Previously, on Adjusting: No Boston, Public Transportation, Unpacked
In Boston, it was easy to keep up with the news. With knowledgeable and politically-aware friends, taking breaks from laughing at farts on Tosh.0 and criticizing each others’ fan-hoods to talk about politics and economics was normal (over a bottle of 2007 Southern Napa Cabernet in cardigans of course). The curriculum of a business student involved dialogue about current events and how it affects the world, all very nice things to have.
While it’s nice to live in one of the most educated cities in the world – albeit a bit liberal – it’s nicer to have a break. Many of the problems in the United States (obesity, the occasional police beating video, a deficit, the adjustment in becoming a declining world power) just do not exist elsewhere. The paper recently started showing up at my apartment, and took a look today. Here are a couple headlines, paraphrased:
- “10% of drug addicts in the Dominican Republic are under 18”
- Twelve Latin American Journalists are Threatened with Death
- Lead Investigator Insists Motive for Murder of Colonel was Theft
- Hipólito is Prepared to Prevent Election Fraud in 2012 (a former president who was ousted after overseeing a collapse of the Dominican peso from a value of 33/USD$1 to above 60 – and is somehow a co-leader in the race this year)
- Continuing demonstrations urging the government to commit putting 4% of their annual budget into education (currently stands at 2.5% I think)
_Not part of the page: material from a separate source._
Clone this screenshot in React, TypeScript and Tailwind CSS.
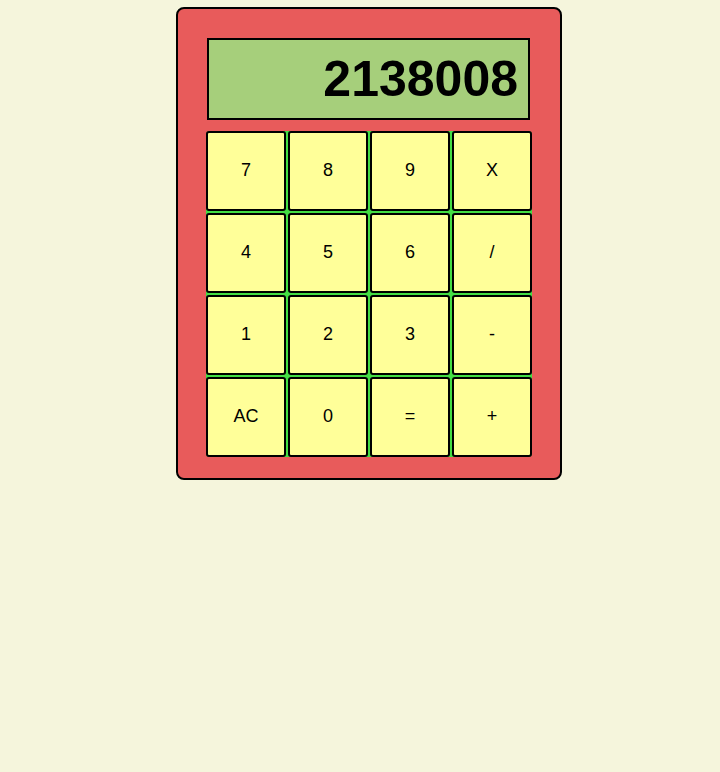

Now, that doesn’t say a bunch about the state of things here, but the essence is that problems affecting the way people live are more closely related to Maslow’s Hierarchy. Hurricanes here don’t cause people to drive somewhere else and get to safety – there’s nowhere to go, and mountain communities just pray that their land will hold and the rain isn’t as bad as they say. Coming from my position, there’s no way I could approach someone at 9:00PM complaining about Herr Obama raising taxes on people who make more than $200,000 by about 5% – because it’s not safe for me to be walking around 3 blocks from my house that late (and it would be weird). I live in a relatively middle-upper class area of the city, too. A poorer neighborhood of the city that I visited near the beginning of my trip was in a state of emergency because the trash workers were on strike and the garbage was spilling into the streets causing a health hazard. And I used to think Boston’s a terrible place because they don’t separate their recycling (thanks a lot for making me granola, Seattle). When there’s a general strike (happens about monthly), public cars and guaguas stop running – and if some organizers see a driver breaking rank and taking people, they’ll throw tires at their cars – tires. So, a presidential candidate’s husband thinks he can cure gays (keep telling yourself that you aren’t, Marcus) – here, homosexuals are almost completely ostracized from church and are a second-class citizen the whole way. Apologies if I’m being intolerant against anyone’s beliefs, nobody likes a bigot, right?
Now, I’m not discounting what’s going on through the rest of the world – enormous shifts are happening socially, politically, and economically. Of course it’s a big deal that the United States government is selling guns to Mexican cartels, that political activism (or something) and protests are occurring, that the Middle East is getting close to all-out war, that we’re taking pictures of deep deep space. I’m also sure many of the local headlines here are repeated throughout the United States as well, behind the scenes or on a relatively smaller scale. My point is that living here has given me the perspective of detachment, and also connection to what’s going on around me. I feel that living in the States is almost too easy, to the point where people get irritated if the barista forgot to steam the milk or a hockey team loses a game (oh sorry, that’s Canada). The people here have enough to worry about and also to sustain themselves in their own lives, the troubles of the first world just don’t exist. My thoughts are that if I come back here in ten years, the grand majority of things will be essentially unchanged – down to the unfinished and abandoned hotel skeletons on the Malecón. Yes, a second subway line is slated to go in early 2012, with four more planned for the city, and it should help improve the traffic situation immensely. However, that’s Santo Domingo, the capital and largest city. 7 out of 10 million more live elsewhere, a large portion of whom have received electricity to their towns just within the last 10 years (almost everywhere experiences frequent blackouts), most without running water, and many with little to no access to decent public schooling.
As I enter back into the World of the Gringo in about two months (Fidel willing), I’m going to be confronted with the reverse culture-shock. While the subject matter of the news won’t be the toughest part to transition to, an awareness of how easy it is will hamper my ability to sympathize with the afternoon traffic report or get drawn into a debate about whether a .5% sales tax increase on spicy foods to fund a patch in the road five miles outside city center is considered socialism and class warfare. It will be fun to discuss challenging national and global times again, but with the lens that what I’m talking about probably won’t matter to me as much as the decisions I make myself and with the people in my direct life.